Reader Shirleen Reese shared this most unusual photograph in a past 7 Day Challenge: Identify Your Ancestor in That Photo!. She graciously allowed me to share with you! (Thanks, Shirleen!)
Photographs can tell an individual’s story.
A photograph can lead the researcher to look for previously unknown details about your ancestor’s life. Shirleen’s photo above piqued my curiosity when she shared it in a past 7 Day Challenge focused on identifying ancestors in a photograph.
Shirleen was searching to identify all the individuals in her photograph. The only identity she knew was the Cissy, the young girl with the facial disfigurement (second from the right).

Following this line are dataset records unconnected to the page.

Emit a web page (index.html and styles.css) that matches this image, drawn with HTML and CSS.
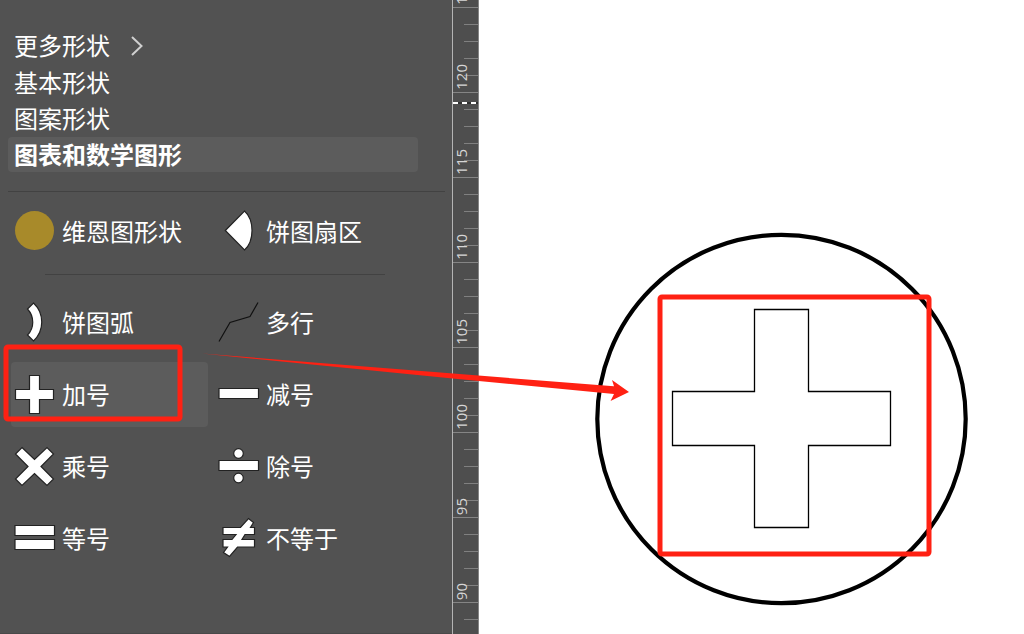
FILE: index.html
```html
<!DOCTYPE html>
<html lang="zh-CN">
<head>
<meta charset="utf-8">
<meta name="viewport" content="width=device-width, initial-scale=1">
<title>图表和数学图形</title>
<link rel="stylesheet" href="styles.css">
</head>
<body>
<div class="app">
  <aside class="panel">
    <nav class="categories">
      <button class="category category-more" type="button">更多形状
        <svg class="chevron" viewBox="0 0 14 20" aria-hidden="true"><path d="M2 1l9.500 9L2 19"/></svg>
      </button>
      <button class="category" type="button">基本形状</button>
      <button class="category" type="button">图案形状</button>
      <button class="category category-active" type="button">图表和数学图形</button>
    </nav>
    <hr class="rule">
    <div class="shapes">
      <button class="shape" type="button">
        <svg class="icon" viewBox="0 0 40 40" aria-hidden="true"><circle class="venn" cx="20.500" cy="18.500" r="19.500"/></svg>维恩图形状</button>
      <button class="shape" type="button">
        <svg class="icon" viewBox="0 0 40 40" aria-hidden="true"><path d="M7.300 18.500L26.500 -1C36.500 8 36.500 29 26.500 38z"/></svg>饼图扇区</button>
    </div>
    <hr class="rule rule-inset">
    <div class="shapes">
      <button class="shape" type="button">
        <svg class="icon" viewBox="0 0 40 40" aria-hidden="true"><path d="M13.500 6L19.500 0C30.500 10.500 30.500 27.500 19.500 38L13.500 32C20.500 25 20.500 13.500 13.500 6z"/></svg>饼图弧</button>
      <button class="shape" type="button">
        <svg class="icon" viewBox="0 0 40 40" aria-hidden="true"><path class="line" d="M1 38.500L12 19.500L32 13.500L40 -.5"/></svg>多行</button>
      <button class="shape shape-active" type="button">
        <svg class="icon" viewBox="0 0 40 40" aria-hidden="true"><path d="M15.500 .5h10v14h14v10h-14v14h-10v-14h-14v-10h14z"/></svg>加号</button>
      <button class="shape" type="button">
        <svg class="icon" viewBox="0 0 40 40" aria-hidden="true"><path d="M1 13.500h39.500v10h-39.500z"/></svg>减号</button>
      <button class="shape" type="button">
        <svg class="icon" viewBox="0 0 40 40" aria-hidden="true"><path d="M8 .5L20.500 12.500L33 .5L39.500 7L27 19.500L39.500 32L33 38.500L20.500 26.500L8 38.500L1.500 32L14 19.500L1.500 7z"/></svg>乘号</button>
      <button class="shape" type="button">
        <svg class="icon" viewBox="0 0 40 40" aria-hidden="true"><path d="M1 13.500h39.500v10h-39.500z"/><circle cx="20.500" cy="6.500" r="4.800"/><circle cx="20.500" cy="31" r="4.800"/></svg>除号</button>
      <button class="shape" type="button">
        <svg class="icon" viewBox="0 0 40 40" aria-hidden="true"><path d="M1 6.500h39.500v10h-39.500zM1 20.500h39.500v10h-39.500z"/></svg>等号</button>
      <button class="shape" type="button">
        <svg class="icon" viewBox="0 0 40 40" aria-hidden="true"><path d="M5 8.500h17.500L30.500 -.5L35.500 3.500L32.500 8.500H36.500V15.500H27L24 20.500H36.500V28H19.500L11.500 37.500L5.500 33.500L9.500 28H5V20.500H14L18 15.500H5z"/></svg>不等于</button>
    </div>
  </aside>
  <div class="ruler">
    <div class="segment segment-first"><span class="mark">125</span></div>
    <div class="segment"><span class="mark">120</span></div>
    <div class="segment"><span class="mark">115</span></div>
    <div class="segment"><span class="mark">110</span></div>
    <div class="segment"><span class="mark">105</span></div>
    <div class="segment"><span class="mark">100</span></div>
    <div class="segment"><span class="mark">95</span></div>
    <div class="segment"><span class="mark">90</span></div>
    <div class="segment"></div>
    <div class="cursor"></div>
  </div>
  <main class="canvas">
    <svg class="artwork" width="545" height="634" viewBox="479 0 545 634" role="img" aria-label="圆形中的加号">
      <circle class="ring" cx="781.500" cy="419" r="184.200"/>
      <path class="plus" d="M754.500 309.500h54v82h82v54h-82v82h-54v-82h-82v-54h82z"/>
    </svg>
  </main>
  <svg class="annotations" width="1024" height="634" viewBox="0 0 1024 634" aria-hidden="true">
    <rect x="6" y="347" width="174" height="72" rx="2"/>
    <rect x="660" y="297" width="269" height="257" rx="2"/>
    <path d="M202 353.500L450 373.300L614 386.300L612 380L629 392L610.500 401L614 394L450 378.300z"/>
  </svg>
</div>
</body>
</html>
```
FILE: styles.css
```css
* {
  box-sizing: border-box;
}

body {
  margin: 0;
  background: #fff;
  font-family: "Noto Sans CJK SC", sans-serif;
}

.app {
  position: relative;
  display: flex;
  height: 100vh;
  overflow: hidden;
}

.panel {
  flex: 0 0 452px;
  padding: 28px 7px 0 8px;
  background: #525252;
  border-bottom: 1px solid #494949;
  color: #fff;
}

.categories {
  display: flex;
  flex-direction: column;
  padding-right: 27px;
}

.category,
.shape {
  display: flex;
  align-items: center;
  border: 0;
  border-radius: 4px;
  background: none;
  color: inherit;
  font: 24px/34px "Noto Sans CJK SC", sans-serif;
  text-align: left;
  white-space: nowrap;
}

.category {
  height: 36px;
  padding: 0 6px 2px;
}

.category-more {
  gap: 20px;
  margin-bottom: 1px;
}

.category-active {
  height: 35px;
  padding-bottom: 1px;
  background: #5c5c5c;
  font-weight: 700;
}

.chevron {
  width: 14px;
  height: 20px;
  margin-top: 2px;
  fill: none;
  stroke: #d0d0d0;
  stroke-width: 2;
}

.rule {
  height: 1px;
  margin: 19px 0 7px;
  border: 0;
  background: #424242;
}

.rule-inset {
  margin: 10px 60px 15px 37px;
}

.shapes {
  display: grid;
  grid-template-columns: repeat(2, 197px);
  gap: 7px;
  padding-left: 3px;
}

.shape {
  gap: 8px;
  height: 65px;
  padding: 0 3px 2px;
}

.shape-active {
  background: #5c5c5c;
}

.icon {
  width: 40px;
  height: 40px;
  margin-top: 2px;
  overflow: visible;
  fill: #fff;
  stroke: #222;
  stroke-width: 1.2;
}

.icon .venn {
  fill: #a88a2a;
  stroke: none;
}

.icon .line {
  fill: none;
  stroke: #111;
}

.ruler {
  position: relative;
  flex: 0 0 27px;
  overflow: hidden;
  border-left: 1px solid #b4b4b4;
  border-right: 1px solid #858585;
  background: #4e4e4e;
}

.segment {
  display: flex;
  align-items: flex-end;
  height: 85px;
  padding-bottom: 3px;
  background:
    linear-gradient(#858585, #858585) bottom / 100% 1px no-repeat,
    repeating-linear-gradient(to top, #808080 0 1px, transparent 1px 17px) right / 14px 100% no-repeat;
}

.segment-first {
  height: 8px;
}

.mark {
  color: #d6d6d6;
  font: 15px/16px "Open Sans", sans-serif;
  writing-mode: vertical-rl;
  transform: rotate(180deg);
}

.cursor {
  position: absolute;
  top: 102px;
  left: 0;
  width: 100%;
  height: 2px;
  background: repeating-linear-gradient(to right, #fff 0 5px, #333 5px 9px);
}

.canvas {
  flex: 1;
  min-width: 0;
  overflow: hidden;
  background: #fff;
}

.artwork {
  display: block;
}

.ring {
  fill: none;
  stroke: #000;
  stroke-width: 4.2;
}

.plus {
  fill: #fff;
  stroke: #000;
  stroke-width: 1.3;
}

.annotations {
  position: absolute;
  top: 0;
  left: 0;
  pointer-events: none;
}

.annotations rect {
  fill: none;
  stroke: #ff2113;
  stroke-width: 5;
}

.annotations path {
  fill: #ff2113;
}
```
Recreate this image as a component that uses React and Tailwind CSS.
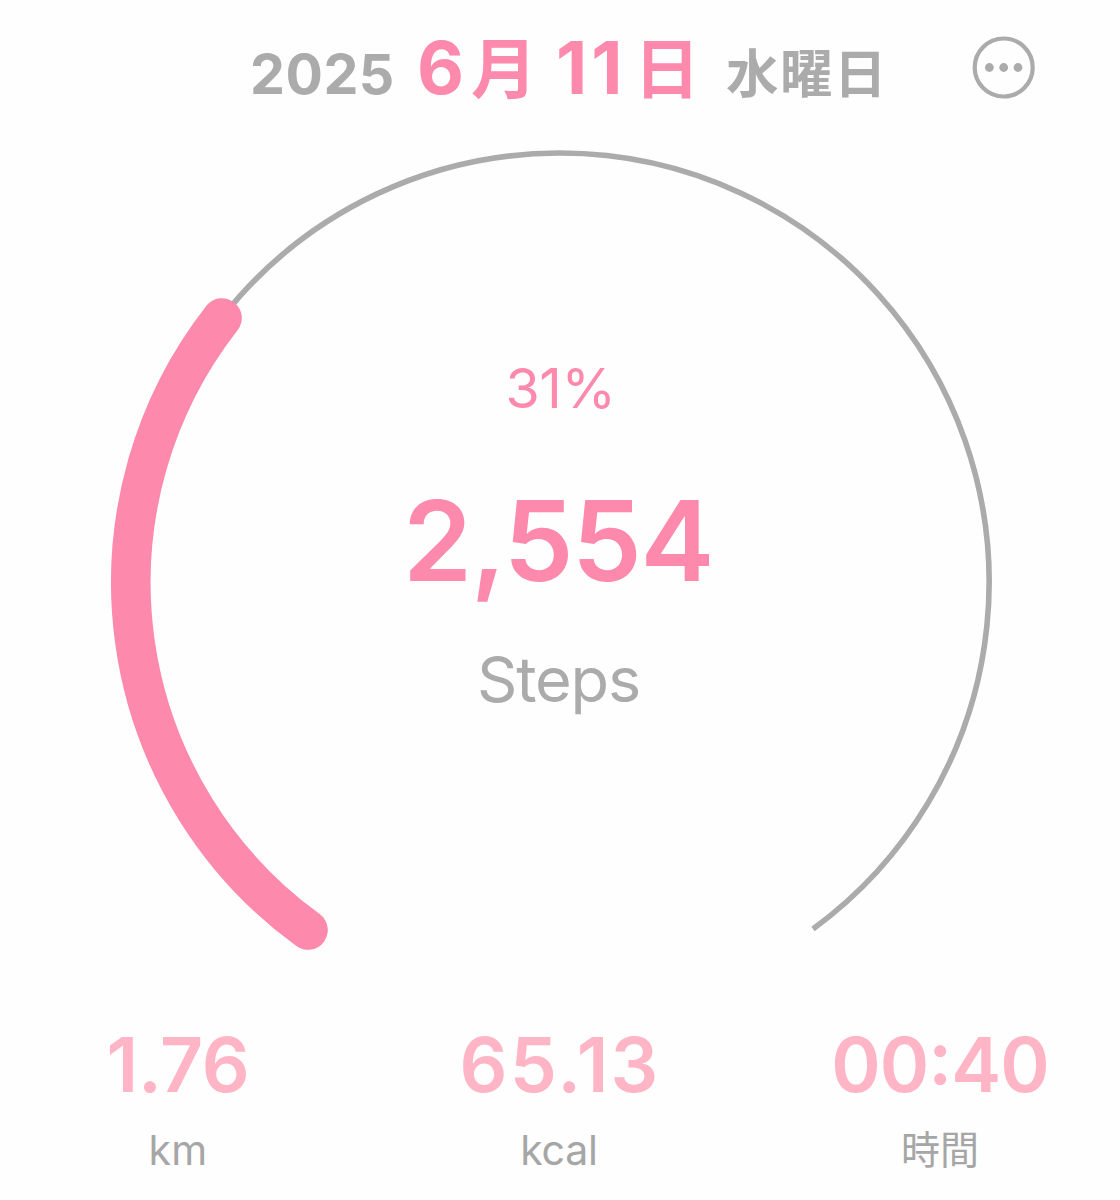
const stats = [
  { value: '1.76', unit: 'km', valueClass: 'tracking-[-0.3px]', unitClass: 'text-[41px] tracking-[0.4px]' },
  { value: '65.13', unit: 'kcal', valueClass: 'pl-[2px] tracking-[2.2px]', unitClass: 'text-[41px] tracking-[-0.2px]' },
  { value: '00:40', unit: '時間', valueClass: 'tracking-[-1px]', unitClass: 'text-[39px]' },
];

function MoreButton() {
  return (
    <button type="button" aria-label="More" className="mt-[35px] mr-[84px] ml-auto h-16 w-16 shrink-0">
      <svg viewBox="0 0 64 64" className="block h-16 w-16">
        <circle cx="31.7" cy="32.5" r="29" fill="none" stroke="#ababab" strokeWidth="4.2" />
        <circle cx="17.4" cy="32.5" r="4.4" fill="#ababab" />
        <circle cx="31.7" cy="32.5" r="4.4" fill="#ababab" />
        <circle cx="46" cy="32.5" r="4.4" fill="#ababab" />
      </svg>
    </button>
  );
}

function Header() {
  return (
    <header className="flex h-[136px] items-start pl-[250px] font-bold">
      <h1 className="mt-[18px] flex items-baseline leading-[100px] whitespace-nowrap text-[#ababab]">
        <span className="w-[167px] text-[55.5px] tracking-[0.5px]">2025</span>
        <span className="flex w-[309px] items-baseline text-[72.5px] text-[#fd89ac]">
          <span className="w-[54px]">6</span>
          <span className="w-[85px] -translate-y-[1.5px] text-[66px]">月</span>
          <span className="w-[78px] tracking-[4px]">11</span>
          <span className="-translate-y-[1.5px] text-[66px]">日</span>
        </span>
        <span className="-translate-y-px text-[52.5px] tracking-[1.5px]">水曜日</span>
      </h1>
      <MoreButton />
    </header>
  );
}

function StepGauge() {
  return (
    <section className="grid h-[880px]">
      <svg viewBox="0 136 1120 880" className="col-start-1 row-start-1 block h-[880px] w-[1120px]">
        <path d="M308 930 A429.3 429.3 0 1 1 813 929" fill="none" stroke="#ababab" strokeWidth="5.6" />
        <path
          d="M308 930 A429.3 429.3 0 0 1 222 318"
          fill="none"
          stroke="#fd89ac"
          strokeWidth="39.6"
          strokeLinecap="round"
        />
      </svg>
      <div className="col-start-1 row-start-1 flex flex-col items-center pt-[212px] text-[#fd89ac]">
        <p className="h-[122px] pl-px text-[55.5px] leading-[80px] tracking-[-0.5px]">31%</p>
        <p className="h-[166px] pr-[4px] text-[111px] leading-[142px] font-semibold tracking-[-1.4px]">2,554</p>
        <p className="pr-[3px] text-[63px] leading-[86px] tracking-[-1.2px] text-[#ababab]">Steps</p>
      </div>
    </section>
  );
}

function Stat({ value, unit, valueClass, unitClass }) {
  const [hours, minutes] = value.split(':');
  return (
    <div className="flex w-60 flex-col items-center">
      <span className={`text-[75px] leading-[96px] font-semibold text-[#ffb5c5] ${valueClass}`}>
        {hours}
        {minutes && <span className="relative -top-2">:</span>}
        {minutes}
      </span>
      <span className={`mt-[9px] leading-[56px] text-[#a6a6a6] ${unitClass}`}>{unit}</span>
    </div>
  );
}

export default function App() {
  return (
    <main className="h-[1200px] w-[1120px] overflow-hidden bg-[#fefefe] font-['Inter','Noto_Sans_CJK_JP',sans-serif]">
      <Header />
      <StepGauge />
      <section className="flex justify-between pt-[0.7px] pr-[60px] pl-[58px]">
        {stats.map((stat) => (
          <Stat key={stat.unit} {...stat} />
        ))}
      </section>
    </main>
  );
}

The family’s oral history reported Cissy had eaten or swallowed something like lye as a child and that caused her facial deformity. Shirleen’s elderly relative actually solved the mystery. Cissy “salivated calomel” as a child.
What is Calomel?
Calomel is a mercury compound that was used widely as medicine at one time.
Scary thought, isn’t it?!
It was commonly used in teething powders for babies and also used to treat vomiting and digestive issues in children. Side effects included excess salivation and deformity and loss of teeth and jaw bone. Often the jaw would only open a small amount. These are symptoms of mercury poisoning! Among other things, if a child survived severe facial deformities, dietary intake issues resulted for those children. Cissy became a victim of mercury poisoning! Many children (and adults) actually died from mercury poisoning during its use.
By the Civil War and into the late 1800’s, calomel begin to decline in use. It was, however, still in use by “country doctors” as late as the early 1900’s.
The medical care available to our ancestors is an interesting (frightening) subject. The impact of treatment for the common complaint of teething had a major impact on her life. If you are interested, read more about calomel here.
Have you found any photographs in your family collection of ancestors with a facial deformity or missing limb? Is there any oral history to go along with the photograph?